The second baseman has been one of the few constants of the offseason

MLB: St. Louis Cardinals at Cincinnati Reds David Kohl-USA TODAY Sports

For the Cardinals, this offseason has been largely focused on adding an impact bat. The acquisition of Ozuna checked that box and shored up the outfield. The next quest was to improve the pitching staff. Miles Mikolas was added to the roster, becoming the fifth starter and a de facto insurance policy on Adam Wainwright. The outfield was changed again, albeit slightly, with the subtractions of Piscotty and Grichuk, but the bullpen was strengthened as a result.

There has even been talk about corner infield positions—Longoria, Donaldson, and Hosmer’s names have all been tossed around, but to no avail. Carpenter is reportedly preparing to play multiple positions. Furthermore, even the catcher position has been discussed. How much playing time will Carson Kelly get this year? Although, Matheny pledged to start whoever gives the team the best chance to win on a given day, essentially refusing to schedule time off for Molina, Kelly is waiting in the wings for Molina’s now announced retirement.

A world in which Kolten Wong and Paul DeJong are constants up the middle is new and potentially problematic, especially considering DeJong will only be a second year player, susceptible to the proverbial sophomore slump. Can Kolten Wong be relied upon?

Kolten Wong had a career year in 2017. A noticeable change in his approach was his willingness to take what was given to him by opposing pitchers.


Ignoring 2013, which was an extremely small sample size, Wong has been a predominantly pull hitter. While many have a pull% higher than Wong, what is noticeable is the decrease in pull% and the increase in oppo%, specifically from 2016 to 2017. This shows a maturing hitter, willing to exercise control by not attempting to do too much.


His patience has grown as well. Wong’s BB% has increased each year, finally surpassing the MLB average in 2016 and improving further this past season.

These developments are both good, however, it is difficult not to notice his diminished power production. In 2014, he hit 12 home runs in just 113 games—on pace for 17 home runs over a full season. Not a mind-boggling number, but excellent power production from a second baseman nonetheless. In 2016 and 2017 combined, he has only cleared the fence nine times. Still, it is unfair to say his power has declined significantly.

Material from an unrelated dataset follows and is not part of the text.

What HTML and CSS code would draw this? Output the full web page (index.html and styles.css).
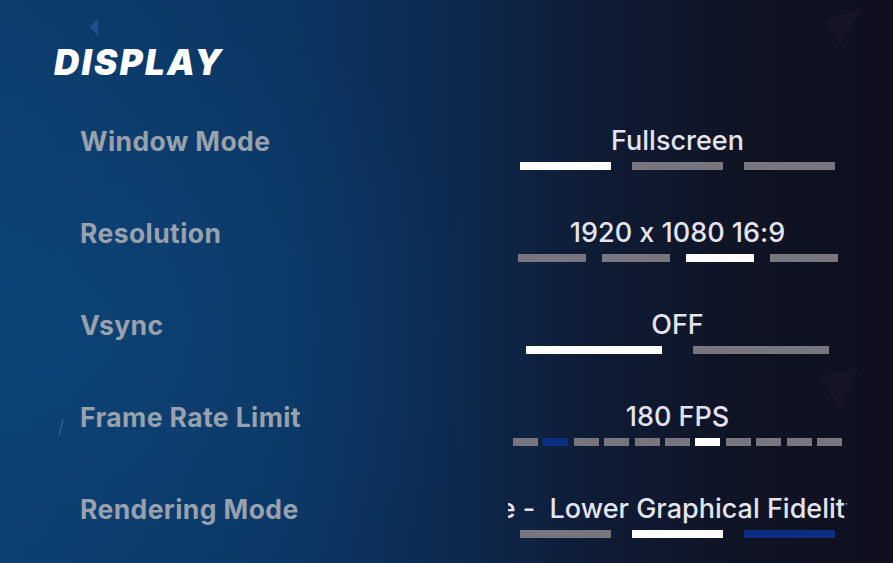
FILE: index.html
```html
<!DOCTYPE html>
<html lang="en">

<head>
    <meta charset="utf-8" />
    <title>Display Settings</title>
    <link rel="stylesheet" href="styles.css">
</head>

<body>
    <div class="main">
        <!-- faint shards in the background -->
        <svg class="shard shard-a" width="12" height="18" viewBox="0 0 12 18"><path d="M10 0 L2 9 L10 18 Z" fill="#1f4f86" /></svg>
        <svg class="shard shard-b" width="40" height="40" viewBox="0 0 40 40"><path d="M38 0 L2 14 L16 38 Z" fill="#161528" /></svg>
        <svg class="shard shard-c" width="42" height="44" viewBox="0 0 42 44"><path d="M40 0 L2 10 L22 42 Z" fill="#151527" /></svg>
        <svg class="shard shard-d" width="6" height="18" viewBox="0 0 6 18"><path d="M5 0 L1 17" stroke="#3c6a9c" stroke-width="1" /></svg>

        <h1 class="title">DISPLAY</h1>

        <div class="settings">
            <div class="row">
                <span class="label">Window Mode</span>
                <div class="control">
                    <span class="value">Fullscreen</span>
                    <div class="bars bars-3">
                        <i class="on"></i><i></i><i></i>
                    </div>
                </div>
            </div>
            <div class="row">
                <span class="label">Resolution</span>
                <div class="control">
                    <span class="value">1920 x 1080 16:9</span>
                    <div class="bars bars-4">
                        <i></i><i></i><i class="on"></i><i></i>
                    </div>
                </div>
            </div>
            <div class="row">
                <span class="label">Vsync</span>
                <div class="control">
                    <span class="value">OFF</span>
                    <div class="bars bars-2">
                        <i class="on"></i><i></i>
                    </div>
                </div>
            </div>
            <div class="row">
                <span class="label">Frame Rate Limit</span>
                <div class="control">
                    <span class="value">180 FPS</span>
                    <div class="bars bars-11">
                        <i></i><i class="mark"></i><i></i><i></i><i></i><i></i><i class="on"></i><i></i><i></i><i></i><i></i>
                    </div>
                </div>
            </div>
            <div class="row">
                <span class="label">Rendering Mode</span>
                <div class="control">
                    <span class="value scroll"><span class="marquee">Performance -&nbsp; Lower Graphical Fidelity</span></span>
                    <div class="bars bars-3">
                        <i></i><i class="on"></i><i class="mark"></i>
                    </div>
                </div>
            </div>
        </div>
    </div>
</body>

</html>
```

FILE: styles.css
```css
html {
    width: 100%;
    height: 100%;
}

body {
    margin: 0px;
    width: 100%;
    height: 100%;
    overflow: hidden;
}

.main {
    position: relative;
    width: 100%;
    height: 100%;
    overflow: hidden;
    background:
        radial-gradient(ellipse 420px 380px at 60px 330px, rgba(14, 75, 130, 0.5), rgba(14, 75, 130, 0) 100%),
        linear-gradient(90deg, #0c3c6c 0%, #0b3562 32%, #0d2a50 50%, #0f1c36 66%, #0f1425 82%, #0f0f1e 100%);
}

.shard {
    position: absolute;
}

.shard-a {
    left: 88px;
    top: 18px;
}

.shard-b {
    left: 824px;
    top: 7px;
}

.shard-c {
    left: 818px;
    top: 367px;
}

.shard-d {
    left: 58px;
    top: 419px;
}

.title {
    margin: 0;
    padding: 42px 0 0 54px;
    font-family: Inter, "Liberation Sans", sans-serif;
    font-size: 35px;
    font-weight: 900;
    font-style: italic;
    letter-spacing: 2.3px;
    line-height: 40px;
    color: #ffffff;
}

.settings {
    padding: 43px 46px 0 80px;
}

.row {
    display: flex;
    align-items: flex-start;
    height: 92px;
}

.label {
    flex: 1;
    font-family: Inter, "Liberation Sans", sans-serif;
    font-size: 26.5px;
    font-weight: 700;
    letter-spacing: 0.4px;
    line-height: 32px;
    color: #98a1ac;
}

.control {
    width: 339px;
    display: flex;
    flex-direction: column;
    align-items: center;
}

.value {
    font-family: Inter, "Liberation Sans", sans-serif;
    font-size: 27px;
    font-weight: 500;
    font-feature-settings: "calt" 0;
    line-height: 32px;
    color: #e4e4ee;
    white-space: nowrap;
}

.value.scroll {
    width: 100%;
    overflow: hidden;
}

.marquee {
    display: inline-block;
    margin-left: -160px;
}

.bars {
    display: flex;
    margin-top: 5px;
}

.bars i {
    display: block;
    height: 8px;
    background: #77767f;
}

.bars i.on {
    background: #ffffff;
}

.bars i.mark {
    background: #0c2f82;
}

.bars-3 {
    gap: 21px;
}

.bars-3 i {
    width: 91px;
}

.bars-4 {
    gap: 16px;
}

.bars-4 i {
    width: 68px;
}

.bars-2 {
    gap: 31px;
}

.bars-2 i {
    width: 136px;
}

.bars-11 {
    gap: 5.4px;
}

.bars-11 i {
    width: 25px;
}
```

In 2014, Wong’s power numbers far exceeded that of a second basemen. So much so, in fact, that his ISO surpassed the MLB average. Since then, it has declined, but not by much. In 2014, his ISO was .139. By 2017, it fell to .127. A decrease, yes, but not a significant one. Although the home run numbers are not there, Wong is still driving the ball.

It would be an oversight not to discuss perhaps the most significant statistical development in his game in 2017: the increase in on-base percentage. At .376, Wong’s OBP ranked 3rd among all second basemen with a minimum of 400 plate appearances—an elite number.

Kolten Wong was a first round draft pick in 2011. In 2013, he made his MLB debut. Few will forget the young second baseman getting picked off to end a World Series game against the Red Sox. Wong’s career is one of slow development. Now, it is logical to say that he has earned the right to be one of the few constants on the Cardinals roster heading in to 2018, not due to projections or scouting reports, but due to his on the field performance.